"""

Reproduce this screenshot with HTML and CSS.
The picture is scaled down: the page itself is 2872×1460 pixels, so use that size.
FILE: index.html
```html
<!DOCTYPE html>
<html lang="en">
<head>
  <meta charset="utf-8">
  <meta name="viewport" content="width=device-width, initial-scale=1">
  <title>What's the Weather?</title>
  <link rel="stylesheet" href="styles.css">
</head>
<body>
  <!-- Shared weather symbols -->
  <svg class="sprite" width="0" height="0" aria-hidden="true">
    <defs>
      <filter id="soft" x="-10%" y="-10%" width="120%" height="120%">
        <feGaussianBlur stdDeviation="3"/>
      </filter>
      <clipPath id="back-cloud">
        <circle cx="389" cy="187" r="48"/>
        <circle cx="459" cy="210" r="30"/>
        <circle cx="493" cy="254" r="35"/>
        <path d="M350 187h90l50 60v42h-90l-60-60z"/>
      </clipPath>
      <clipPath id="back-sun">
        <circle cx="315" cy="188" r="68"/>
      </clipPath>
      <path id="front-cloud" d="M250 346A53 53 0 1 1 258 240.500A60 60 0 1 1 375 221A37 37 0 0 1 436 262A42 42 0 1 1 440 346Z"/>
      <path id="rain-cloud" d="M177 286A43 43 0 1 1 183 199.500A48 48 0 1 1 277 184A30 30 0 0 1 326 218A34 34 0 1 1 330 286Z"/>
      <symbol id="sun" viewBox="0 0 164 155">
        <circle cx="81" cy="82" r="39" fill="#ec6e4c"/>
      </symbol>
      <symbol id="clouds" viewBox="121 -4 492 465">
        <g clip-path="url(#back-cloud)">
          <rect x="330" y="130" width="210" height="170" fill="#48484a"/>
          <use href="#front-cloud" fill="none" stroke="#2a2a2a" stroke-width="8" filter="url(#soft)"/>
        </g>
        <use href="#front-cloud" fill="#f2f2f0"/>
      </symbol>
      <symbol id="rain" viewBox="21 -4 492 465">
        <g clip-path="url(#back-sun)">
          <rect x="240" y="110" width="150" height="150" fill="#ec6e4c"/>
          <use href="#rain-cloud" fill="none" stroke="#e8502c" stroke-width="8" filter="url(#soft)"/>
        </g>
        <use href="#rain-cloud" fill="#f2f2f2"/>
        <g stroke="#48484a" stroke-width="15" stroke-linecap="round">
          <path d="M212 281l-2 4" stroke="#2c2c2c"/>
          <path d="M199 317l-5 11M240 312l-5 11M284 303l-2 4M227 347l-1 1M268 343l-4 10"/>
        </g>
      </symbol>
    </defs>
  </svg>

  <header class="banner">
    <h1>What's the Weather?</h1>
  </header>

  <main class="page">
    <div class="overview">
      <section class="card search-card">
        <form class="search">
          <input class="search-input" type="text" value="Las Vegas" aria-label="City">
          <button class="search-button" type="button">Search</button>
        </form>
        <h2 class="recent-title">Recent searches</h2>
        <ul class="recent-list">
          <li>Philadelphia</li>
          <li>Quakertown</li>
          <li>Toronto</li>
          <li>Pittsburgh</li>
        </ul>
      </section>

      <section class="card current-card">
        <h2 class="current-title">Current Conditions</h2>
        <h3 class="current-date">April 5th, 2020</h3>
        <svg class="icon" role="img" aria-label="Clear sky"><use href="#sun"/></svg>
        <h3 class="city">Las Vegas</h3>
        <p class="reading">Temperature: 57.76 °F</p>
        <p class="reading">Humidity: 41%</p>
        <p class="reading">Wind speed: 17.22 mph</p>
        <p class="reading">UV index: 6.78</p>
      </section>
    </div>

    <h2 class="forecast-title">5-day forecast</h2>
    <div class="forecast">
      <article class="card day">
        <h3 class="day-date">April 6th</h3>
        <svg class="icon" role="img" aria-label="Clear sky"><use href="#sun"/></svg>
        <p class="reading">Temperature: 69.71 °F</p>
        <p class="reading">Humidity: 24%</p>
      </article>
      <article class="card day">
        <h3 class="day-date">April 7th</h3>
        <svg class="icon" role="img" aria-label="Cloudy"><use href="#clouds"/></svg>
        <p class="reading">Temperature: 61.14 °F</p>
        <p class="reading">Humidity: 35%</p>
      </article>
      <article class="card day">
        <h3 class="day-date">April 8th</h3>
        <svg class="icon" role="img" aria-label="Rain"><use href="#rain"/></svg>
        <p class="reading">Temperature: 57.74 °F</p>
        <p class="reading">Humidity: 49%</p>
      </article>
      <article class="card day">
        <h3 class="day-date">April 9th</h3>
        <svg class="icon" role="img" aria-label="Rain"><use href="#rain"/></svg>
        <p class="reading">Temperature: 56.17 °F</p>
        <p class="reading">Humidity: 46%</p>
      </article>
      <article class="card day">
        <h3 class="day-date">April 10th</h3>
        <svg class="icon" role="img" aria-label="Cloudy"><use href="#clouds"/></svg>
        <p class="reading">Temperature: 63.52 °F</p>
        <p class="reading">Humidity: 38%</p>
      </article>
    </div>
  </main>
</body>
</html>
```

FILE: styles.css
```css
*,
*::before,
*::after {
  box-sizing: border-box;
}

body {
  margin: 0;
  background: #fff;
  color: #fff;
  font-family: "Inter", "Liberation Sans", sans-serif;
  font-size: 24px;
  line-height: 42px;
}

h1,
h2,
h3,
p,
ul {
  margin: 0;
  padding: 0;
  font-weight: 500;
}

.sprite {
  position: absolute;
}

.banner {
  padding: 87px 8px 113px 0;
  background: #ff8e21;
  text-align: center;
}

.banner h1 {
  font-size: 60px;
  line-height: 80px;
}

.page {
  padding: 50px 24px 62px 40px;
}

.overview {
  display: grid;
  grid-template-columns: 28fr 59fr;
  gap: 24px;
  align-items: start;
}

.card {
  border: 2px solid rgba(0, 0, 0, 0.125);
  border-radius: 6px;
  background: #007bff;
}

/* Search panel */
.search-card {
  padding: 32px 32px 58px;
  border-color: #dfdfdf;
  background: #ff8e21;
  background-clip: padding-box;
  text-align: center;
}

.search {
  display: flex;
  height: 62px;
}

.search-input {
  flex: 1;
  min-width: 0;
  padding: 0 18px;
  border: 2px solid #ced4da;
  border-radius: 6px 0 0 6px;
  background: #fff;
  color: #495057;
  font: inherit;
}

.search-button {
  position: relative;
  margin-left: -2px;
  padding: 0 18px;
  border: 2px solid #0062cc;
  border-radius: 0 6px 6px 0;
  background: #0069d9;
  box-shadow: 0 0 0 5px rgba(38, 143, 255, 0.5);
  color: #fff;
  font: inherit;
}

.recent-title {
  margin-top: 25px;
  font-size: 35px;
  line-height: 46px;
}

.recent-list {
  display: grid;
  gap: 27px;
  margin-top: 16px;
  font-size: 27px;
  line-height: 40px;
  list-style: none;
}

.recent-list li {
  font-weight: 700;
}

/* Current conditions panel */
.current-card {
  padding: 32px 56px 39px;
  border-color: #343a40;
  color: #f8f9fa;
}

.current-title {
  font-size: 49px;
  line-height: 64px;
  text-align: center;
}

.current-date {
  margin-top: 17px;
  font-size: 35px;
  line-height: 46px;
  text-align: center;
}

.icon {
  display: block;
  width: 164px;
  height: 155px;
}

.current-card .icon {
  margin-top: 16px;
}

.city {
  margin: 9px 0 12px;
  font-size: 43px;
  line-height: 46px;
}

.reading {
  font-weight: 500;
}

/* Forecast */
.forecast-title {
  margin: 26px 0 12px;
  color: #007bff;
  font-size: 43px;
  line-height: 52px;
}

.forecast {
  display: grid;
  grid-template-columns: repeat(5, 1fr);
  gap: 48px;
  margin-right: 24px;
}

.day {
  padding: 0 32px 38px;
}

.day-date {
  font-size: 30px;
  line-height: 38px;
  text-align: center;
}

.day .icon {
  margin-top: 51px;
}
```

"""

## EXERCISE TASK
All of the data needs to be reproduced exactly, with no line missing.

## TASK SOLUTION
Reproduce this screenshot with HTML and CSS.
The picture is scaled down: the page itself is 2872×1460 pixels, so use that size.
FILE: index.html
```html
<!DOCTYPE html>
<html lang="en">
<head>
  <meta charset="utf-8">
  <meta name="viewport" content="width=device-width, initial-scale=1">
  <title>What's the Weather?</title>
  <link rel="stylesheet" href="styles.css">
</head>
<body>
  <!-- Shared weather symbols -->
  <svg class="sprite" width="0" height="0" aria-hidden="true">
    <defs>
      <filter id="soft" x="-10%" y="-10%" width="120%" height="120%">
        <feGaussianBlur stdDeviation="3"/>
      </filter>
      <clipPath id="back-cloud">
        <circle cx="389" cy="187" r="48"/>
        <circle cx="459" cy="210" r="30"/>
        <circle cx="493" cy="254" r="35"/>
        <path d="M350 187h90l50 60v42h-90l-60-60z"/>
      </clipPath>
      <clipPath id="back-sun">
        <circle cx="315" cy="188" r="68"/>
      </clipPath>
      <path id="front-cloud" d="M250 346A53 53 0 1 1 258 240.500A60 60 0 1 1 375 221A37 37 0 0 1 436 262A42 42 0 1 1 440 346Z"/>
      <path id="rain-cloud" d="M177 286A43 43 0 1 1 183 199.500A48 48 0 1 1 277 184A30 30 0 0 1 326 218A34 34 0 1 1 330 286Z"/>
      <symbol id="sun" viewBox="0 0 164 155">
        <circle cx="81" cy="82" r="39" fill="#ec6e4c"/>
      </symbol>
      <symbol id="clouds" viewBox="121 -4 492 465">
        <g clip-path="url(#back-cloud)">
          <rect x="330" y="130" width="210" height="170" fill="#48484a"/>
          <use href="#front-cloud" fill="none" stroke="#2a2a2a" stroke-width="8" filter="url(#soft)"/>
        </g>
        <use href="#front-cloud" fill="#f2f2f0"/>
      </symbol>
      <symbol id="rain" viewBox="21 -4 492 465">
        <g clip-path="url(#back-sun)">
          <rect x="240" y="110" width="150" height="150" fill="#ec6e4c"/>
          <use href="#rain-cloud" fill="none" stroke="#e8502c" stroke-width="8" filter="url(#soft)"/>
        </g>
        <use href="#rain-cloud" fill="#f2f2f2"/>
        <g stroke="#48484a" stroke-width="15" stroke-linecap="round">
          <path d="M212 281l-2 4" stroke="#2c2c2c"/>
          <path d="M199 317l-5 11M240 312l-5 11M284 303l-2 4M227 347l-1 1M268 343l-4 10"/>
        </g>
      </symbol>
    </defs>
  </svg>

  <header class="banner">
    <h1>What's the Weather?</h1>
  </header>

  <main class="page">
    <div class="overview">
      <section class="card search-card">
        <form class="search">
          <input class="search-input" type="text" value="Las Vegas" aria-label="City">
          <button class="search-button" type="button">Search</button>
        </form>
        <h2 class="recent-title">Recent searches</h2>
        <ul class="recent-list">
          <li>Philadelphia</li>
          <li>Quakertown</li>
          <li>Toronto</li>
          <li>Pittsburgh</li>
        </ul>
      </section>

      <section class="card current-card">
        <h2 class="current-title">Current Conditions</h2>
        <h3 class="current-date">April 5th, 2020</h3>
        <svg class="icon" role="img" aria-label="Clear sky"><use href="#sun"/></svg>
        <h3 class="city">Las Vegas</h3>
        <p class="reading">Temperature: 57.76 °F</p>
        <p class="reading">Humidity: 41%</p>
        <p class="reading">Wind speed: 17.22 mph</p>
        <p class="reading">UV index: 6.78</p>
      </section>
    </div>

    <h2 class="forecast-title">5-day forecast</h2>
    <div class="forecast">
      <article class="card day">
        <h3 class="day-date">April 6th</h3>
        <svg class="icon" role="img" aria-label="Clear sky"><use href="#sun"/></svg>
        <p class="reading">Temperature: 69.71 °F</p>
        <p class="reading">Humidity: 24%</p>
      </article>
      <article class="card day">
        <h3 class="day-date">April 7th</h3>
        <svg class="icon" role="img" aria-label="Cloudy"><use href="#clouds"/></svg>
        <p class="reading">Temperature: 61.14 °F</p>
        <p class="reading">Humidity: 35%</p>
      </article>
      <article class="card day">
        <h3 class="day-date">April 8th</h3>
        <svg class="icon" role="img" aria-label="Rain"><use href="#rain"/></svg>
        <p class="reading">Temperature: 57.74 °F</p>
        <p class="reading">Humidity: 49%</p>
      </article>
      <article class="card day">
        <h3 class="day-date">April 9th</h3>
        <svg class="icon" role="img" aria-label="Rain"><use href="#rain"/></svg>
        <p class="reading">Temperature: 56.17 °F</p>
        <p class="reading">Humidity: 46%</p>
      </article>
      <article class="card day">
        <h3 class="day-date">April 10th</h3>
        <svg class="icon" role="img" aria-label="Cloudy"><use href="#clouds"/></svg>
        <p class="reading">Temperature: 63.52 °F</p>
        <p class="reading">Humidity: 38%</p>
      </article>
    </div>
  </main>
</body>
</html>
```

FILE: styles.css
```css
*,
*::before,
*::after {
  box-sizing: border-box;
}

body {
  margin: 0;
  background: #fff;
  color: #fff;
  font-family: "Inter", "Liberation Sans", sans-serif;
  font-size: 24px;
  line-height: 42px;
}

h1,
h2,
h3,
p,
ul {
  margin: 0;
  padding: 0;
  font-weight: 500;
}

.sprite {
  position: absolute;
}

.banner {
  padding: 87px 8px 113px 0;
  background: #ff8e21;
  text-align: center;
}

.banner h1 {
  font-size: 60px;
  line-height: 80px;
}

.page {
  padding: 50px 24px 62px 40px;
}

.overview {
  display: grid;
  grid-template-columns: 28fr 59fr;
  gap: 24px;
  align-items: start;
}

.card {
  border: 2px solid rgba(0, 0, 0, 0.125);
  border-radius: 6px;
  background: #007bff;
}

/* Search panel */
.search-card {
  padding: 32px 32px 58px;
  border-color: #dfdfdf;
  background: #ff8e21;
  background-clip: padding-box;
  text-align: center;
}

.search {
  display: flex;
  height: 62px;
}

.search-input {
  flex: 1;
  min-width: 0;
  padding: 0 18px;
  border: 2px solid #ced4da;
  border-radius: 6px 0 0 6px;
  background: #fff;
  color: #495057;
  font: inherit;
}

.search-button {
  position: relative;
  margin-left: -2px;
  padding: 0 18px;
  border: 2px solid #0062cc;
  border-radius: 0 6px 6px 0;
  background: #0069d9;
  box-shadow: 0 0 0 5px rgba(38, 143, 255, 0.5);
  color: #fff;
  font: inherit;
}

.recent-title {
  margin-top: 25px;
  font-size: 35px;
  line-height: 46px;
}

.recent-list {
  display: grid;
  gap: 27px;
  margin-top: 16px;
  font-size: 27px;
  line-height: 40px;
  list-style: none;
}

.recent-list li {
  font-weight: 700;
}

/* Current conditions panel */
.current-card {
  padding: 32px 56px 39px;
  border-color: #343a40;
  color: #f8f9fa;
}

.current-title {
  font-size: 49px;
  line-height: 64px;
  text-align: center;
}

.current-date {
  margin-top: 17px;
  font-size: 35px;
  line-height: 46px;
  text-align: center;
}

.icon {
  display: block;
  width: 164px;
  height: 155px;
}

.current-card .icon {
  margin-top: 16px;
}

.city {
  margin: 9px 0 12px;
  font-size: 43px;
  line-height: 46px;
}

.reading {
  font-weight: 500;
}

/* Forecast */
.forecast-title {
  margin: 26px 0 12px;
  color: #007bff;
  font-size: 43px;
  line-height: 52px;
}

.forecast {
  display: grid;
  grid-template-columns: repeat(5, 1fr);
  gap: 48px;
  margin-right: 24px;
}

.day {
  padding: 0 32px 38px;
}

.day-date {
  font-size: 30px;
  line-height: 38px;
  text-align: center;
}

.day .icon {
  margin-top: 51px;
}
```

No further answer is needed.